Apple Researchers Show How The Company Plans on Running AI Models On-Device


Apple will join the artificial intelligence arena later than some when it unveils its next-generation operating systems for iPhones, iPads, and Macs at its Worldwide Developers Conference (WWDC) on June 10. According to reports from Bloomberg, Apple is developing its own large language model (LLM) to empower on-device generative AI features. Can an entire AI model run without any cloud-based processing? Apple’s researchers believe it’s possible.

On-Device AI:

In a paper titled “LLM in a flash: Efficient Large Language Model Inference with Limited Memory,” Apple researchers outline the company’s strategy to execute hefty AI models on iPhones, iPads, MacBooks, and more. Instead of storing the AI model’s data in RAM as is customary, Apple plans to utilize the device’s flash memory. The Verge reports that this approach allows for faster and more efficient AI model operation. Furthermore, it enables the running of LLMs up to twice the size of available DRAM.
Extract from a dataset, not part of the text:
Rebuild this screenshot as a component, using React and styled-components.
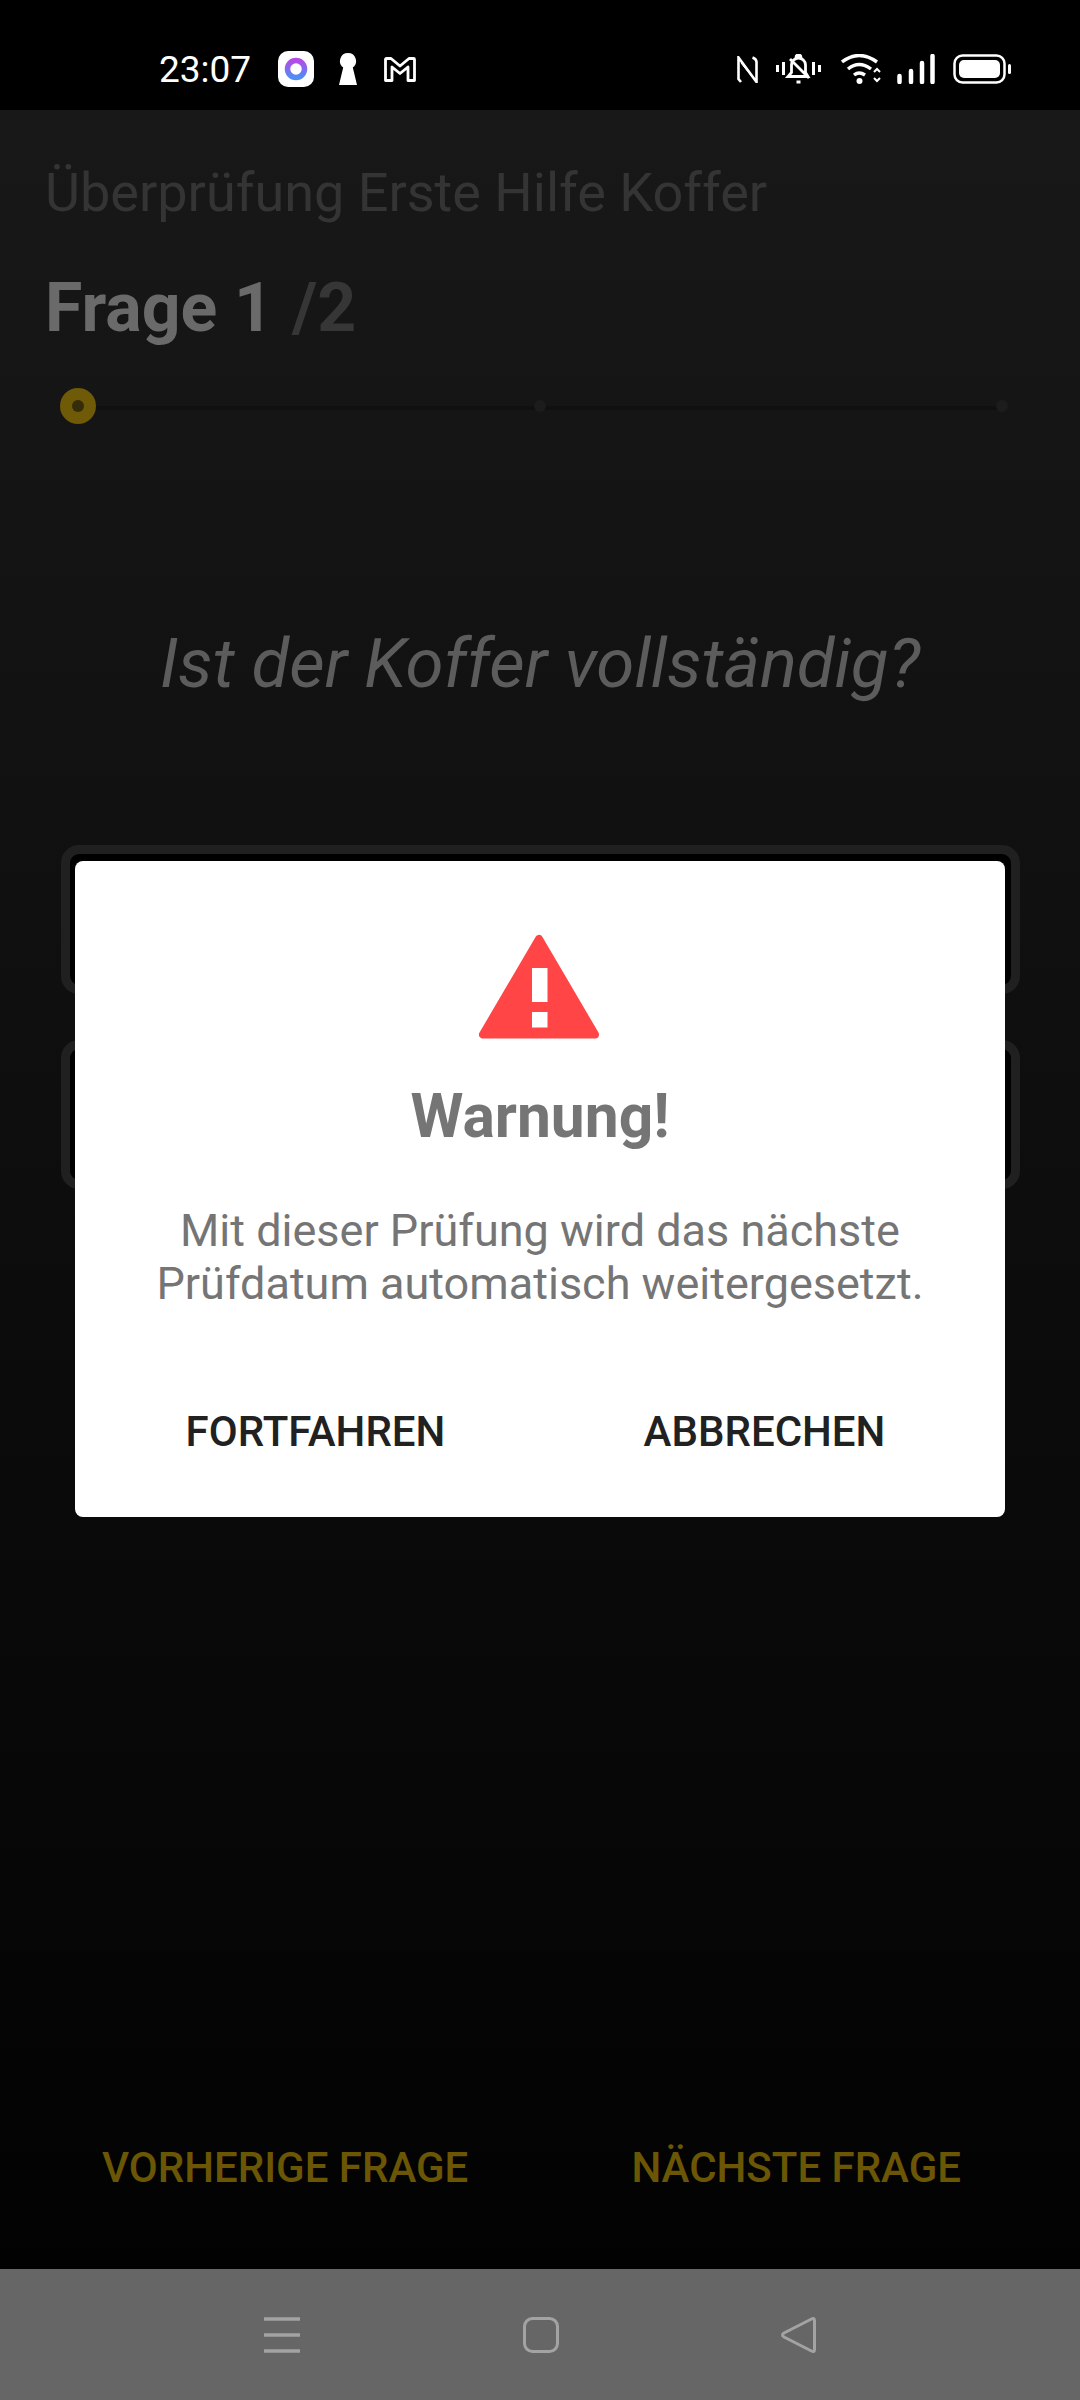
import React from "react";
import styled, { createGlobalStyle } from "styled-components";

const Global = createGlobalStyle`
  html, body { margin: 0; padding: 0; background: #000; }
  * { box-sizing: border-box; }
`;

const Screen = styled.div`
  width: 1080px;
  height: 2400px;
  display: flex;
  flex-direction: column;
  font-family: Roboto, "Liberation Sans", sans-serif;
  overflow: hidden;
`;

const StatusBar = styled.div`
  height: 110px;
  flex: none;
  background: #000;
  display: flex;
  align-items: center;
  justify-content: space-between;
  padding: 28px 69px 0 159px;
  color: #fff;
`;

const StatusGroup = styled.div`
  display: flex;
  align-items: center;
`;

const Clock = styled.span`
  font-size: 37px;
  font-weight: 400;
  width: 119px;
`;

const Main = styled.main`
  position: relative;
  flex: 1;
  background: linear-gradient(180deg, #181818 0%, #020202 100%);
  display: flex;
  flex-direction: column;
`;

const Title = styled.h1`
  margin: 53px 0 0 45px;
  font-size: 54px;
  line-height: 60px;
  font-weight: 400;
  color: #343434;
`;

const QuestionCount = styled.div`
  margin: 45px 0 0 45px;
  font-size: 68px;
  line-height: 80px;
  font-weight: 700;
  color: #6a6a6a;
  span { color: #363636; margin-left: 2px; }
`;

const Progress = styled.div`
  position: relative;
  margin: 40px 60px 0 60px;
  height: 36px;
  display: flex;
  align-items: center;
  justify-content: space-between;
  &::before {
    content: "";
    position: absolute;
    left: 18px;
    right: 18px;
    top: 18px;
    height: 4px;
    background: #101010;
  }
`;

const Step = styled.span`
  position: relative;
  border-radius: 50%;
  width: ${(p) => (p.$active ? 36 : 12)}px;
  height: ${(p) => (p.$active ? 36 : 12)}px;
  margin: 0 ${(p) => (p.$active ? 0 : 12)}px;
  background: ${(p) => (p.$active ? "#6f5a08" : "#1c1c1c")};
  display: flex;
  align-items: center;
  justify-content: center;
  &::after {
    content: "";
    display: ${(p) => (p.$active ? "block" : "none")};
    width: 12px;
    height: 12px;
    border-radius: 50%;
    background: #352c0a;
  }
`;

const Question = styled.h2`
  margin: 200px 0 0;
  text-align: center;
  font-size: 69px;
  line-height: 80px;
  font-weight: 400;
  font-style: italic;
  color: #5c5c5c;
`;

const Answers = styled.div`
  margin: 141px 60px 0 61px;
  display: flex;
  flex-direction: column;
  gap: 46px;
`;

const Answer = styled.div`
  height: 149px;
  border: 9px solid #202020;
  border-radius: 18px;
  background: #000;
`;

const Footer = styled.div`
  margin-top: auto;
  padding: 0 119px 77px 102px;
  display: flex;
  justify-content: space-between;
`;

const FooterButton = styled.span`
  font-size: 42px;
  line-height: 48px;
  font-weight: 500;
  color: #6b5605;
`;

const Dialog = styled.div`
  position: absolute;
  left: 75px;
  top: 751px;
  width: 930px;
  height: 656px;
  background: #fff;
  border-radius: 8px;
  display: flex;
  flex-direction: column;
  align-items: center;
  padding-top: 73px;
`;

const WarningIcon = styled.svg`
  width: 120px;
  height: 105px;
  margin-left: -2px;
  display: block;
`;

const DialogTitle = styled.h3`
  margin: 44px 0 0;
  font-size: 60.500px;
  line-height: 68px;
  font-weight: 700;
  color: #757575;
`;

const DialogText = styled.p`
  margin: 53px 0 0;
  text-align: center;
  font-size: 45px;
  line-height: 53px;
  font-weight: 400;
  color: #757575;
`;

const DialogActions = styled.div`
  margin-top: auto;
  width: 100%;
  padding: 0 0 61px;
  display: grid;
  grid-template-columns: 1fr 1fr;
`;

const DialogAction = styled.span`
  text-align: center;
  font-size: 42px;
  line-height: 48px;
  font-weight: 500;
  color: #212121;
  transform: translateX(${(p) => p.$shift}px);
`;

const NavBar = styled.nav`
  height: 131px;
  flex: none;
  background: #666;
  display: flex;
  align-items: center;
  justify-content: space-between;
  padding: 0 263px 0 264px;
`;

const Glyph = styled.svg`
  display: block;
  flex: none;
  margin-left: ${(p) => p.$left || 0}px;
`;

export default function App() {
  return (
    <Screen>
      <Global />
      <StatusBar>
        <StatusGroup>
          <Clock>23:07</Clock>
          <Glyph width="36" height="36" viewBox="0 0 36 36">
            <defs>
              <linearGradient id="ring" x1="0" y1="0" x2="0" y2="1">
                <stop offset="0" stopColor="#b44be8" />
                <stop offset="1" stopColor="#4f8df5" />
              </linearGradient>
            </defs>
            <rect width="36" height="36" rx="10" fill="#fff" />
            <circle cx="18" cy="18" r="8.500" fill="none" stroke="url(#ring)" strokeWidth="5.500" />
          </Glyph>
          <Glyph $left={25} width="18" height="32" viewBox="0 0 18 32">
            <path d="M9 0a8 8 0 0 1 4.800 14.400L18 32H0l4.200-17.600A8 8 0 0 1 9 0z" fill="#fff" />
          </Glyph>
          <Glyph $left={27} width="32" height="25" viewBox="0 0 32 25">
            <path d="M1.500 23.500V2.500q0-1 1-1h4.500L16 9l9-7.500h4.500q1 0 1 1v21h-6.500V10l-8 6.500L8 10v13.500z" fill="none" stroke="#fff" strokeWidth="2.800" strokeLinejoin="round" />
          </Glyph>
        </StatusGroup>
        <StatusGroup>
          <Glyph width="21" height="27" viewBox="0 0 21 27">
            <path d="M4 26L1.500 23V1.500L19.500 26V6q0-3-4-4.500" fill="none" stroke="#fff" strokeWidth="2.600" />
            <path d="M4 7l12 15" fill="none" stroke="#fff" strokeWidth="1" />
          </Glyph>
          <Glyph $left={18} width="45" height="30" viewBox="0 0 45 30">
            <path d="M1.500 11v7M7.500 8v13M37.500 8v13M43.500 11v7" stroke="#fff" strokeWidth="3" />
            <path d="M12 22.500h20l-2.500-4V11c0-4-3.500-7-7-7s-7 3-7 7v7.500zM20 3.500a2.500 2.500 0 0 1 5 0M20.500 28h4M14 5l19 19" fill="none" stroke="#fff" strokeWidth="2.800" />
          </Glyph>
          <Glyph $left={20} width="40" height="30" viewBox="0 0 40 30">
            <path d="M1 8q17-13 35 0M7 15q11-9 23 0M13 21q5-4 11 0" fill="none" stroke="#fff" strokeWidth="3.400" />
            <circle cx="18.500" cy="27" r="3" fill="#fff" />
            <path d="M33 18l3-3 3 3M33 24l3 3 3-3" fill="none" stroke="#fff" strokeWidth="2" />
          </Glyph>
          <Glyph $left={16} width="38" height="30" viewBox="0 0 38 30">
            <path d="M2.500 22v6M14 17v11M25 9v19M35.500 2v26" stroke="#fff" strokeWidth="4.500" strokeLinecap="round" />
          </Glyph>
          <Glyph $left={18} width="58" height="30" viewBox="0 0 58 30">
            <rect x="1.500" y="1.500" width="50" height="27" rx="8" fill="none" stroke="#fff" strokeWidth="2.500" />
            <rect x="6" y="6" width="41" height="18" rx="5" fill="#fff" />
            <rect x="55" y="10" width="3" height="10" rx="1.500" fill="#fff" />
          </Glyph>
        </StatusGroup>
      </StatusBar>
      <Main>
        <Title>Überprüfung Erste Hilfe Koffer</Title>
        <QuestionCount>
          Frage 1 <span>/2</span>
        </QuestionCount>
        <Progress>
          <Step $active />
          <Step />
          <Step />
        </Progress>
        <Question>Ist der Koffer vollständig?</Question>
        <Answers>
          <Answer />
          <Answer />
        </Answers>
        <Footer>
          <FooterButton>VORHERIGE FRAGE</FooterButton>
          <FooterButton>NÄCHSTE FRAGE</FooterButton>
        </Footer>
        <Dialog>
          <WarningIcon viewBox="0 0 120 105">
            <path d="M60 5L4 100.500h112z" fill="#ff4545" stroke="#ff4545" strokeWidth="8" strokeLinejoin="round" />
            <rect x="53" y="34" width="15.500" height="34" fill="#fff" />
            <rect x="53" y="78" width="15.500" height="15.500" fill="#fff" />
          </WarningIcon>
          <DialogTitle>Warnung!</DialogTitle>
          <DialogText>
            Mit dieser Prüfung wird das nächste
            <br />
            Prüfdatum automatisch weitergesetzt.
          </DialogText>
          <DialogActions>
            <DialogAction $shift={8}>FORTFAHREN</DialogAction>
            <DialogAction $shift={-8}>ABBRECHEN</DialogAction>
          </DialogActions>
        </Dialog>
      </Main>
      <NavBar>
        <Glyph width="36" height="36" viewBox="0 0 36 36">
          <path d="M0 2h36M0 18h36M0 34h36" stroke="#a3a3a3" strokeWidth="3.500" />
        </Glyph>
        <Glyph width="36" height="36" viewBox="0 0 36 36">
          <rect x="1.500" y="1.500" width="33" height="33" rx="8" fill="none" stroke="#a3a3a3" strokeWidth="3" />
        </Glyph>
        <Glyph width="36" height="36" viewBox="0 0 36 36">
          <path d="M33.500 3.500v29q0 3-3 1.500L3 20q-3-2 0-4l27.500-14q3-1.500 3 1.500z" fill="none" stroke="#a3a3a3" strokeWidth="3" strokeLinejoin="round" />
        </Glyph>
      </NavBar>
    </Screen>
  );
}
Apple recently introduced new OpenELM AI models on the Hugging Face model library. These models, collectively known as OpenELM (Open-source Efficient Language Models), comprise four compact language models suitable for devices like phones and PCs. They excel in text-related tasks such as text generation, summarization, and email composition.

Enhancing Siri with AI:

Apple intends to enhance its virtual assistant Siri with AI capabilities. As per The Verge, Apple researchers are exploring ways for Siri to operate without requiring a wake word. Instead of solely responding to voice commands starting with “Hey Siri” or “Siri,” the virtual assistant could discern whether the user is addressing it or not.

In their paper titled “MULTICHANNEL VOICE TRIGGER DETECTION BASED ON TRANSFORM-AVERAGE-CONCATENATE,” Apple researchers propose feeding unnecessary sounds to the AI model for processing, rather than discarding them outright. This approach enables the AI model to differentiate between relevant and irrelevant audio cues.

Upon activation, Apple aims to enhance the conversational experience with Siri. Through a model named STEER (Semantic Turn Extension-Expansion Recognition), which utilizes LLM, Apple seeks to decipher ambiguous queries. The system employs AI to pose clarifying questions to users, thereby gaining a better understanding of their needs. Additionally, it excels at distinguishing follow-up inquiries from entirely new prompts.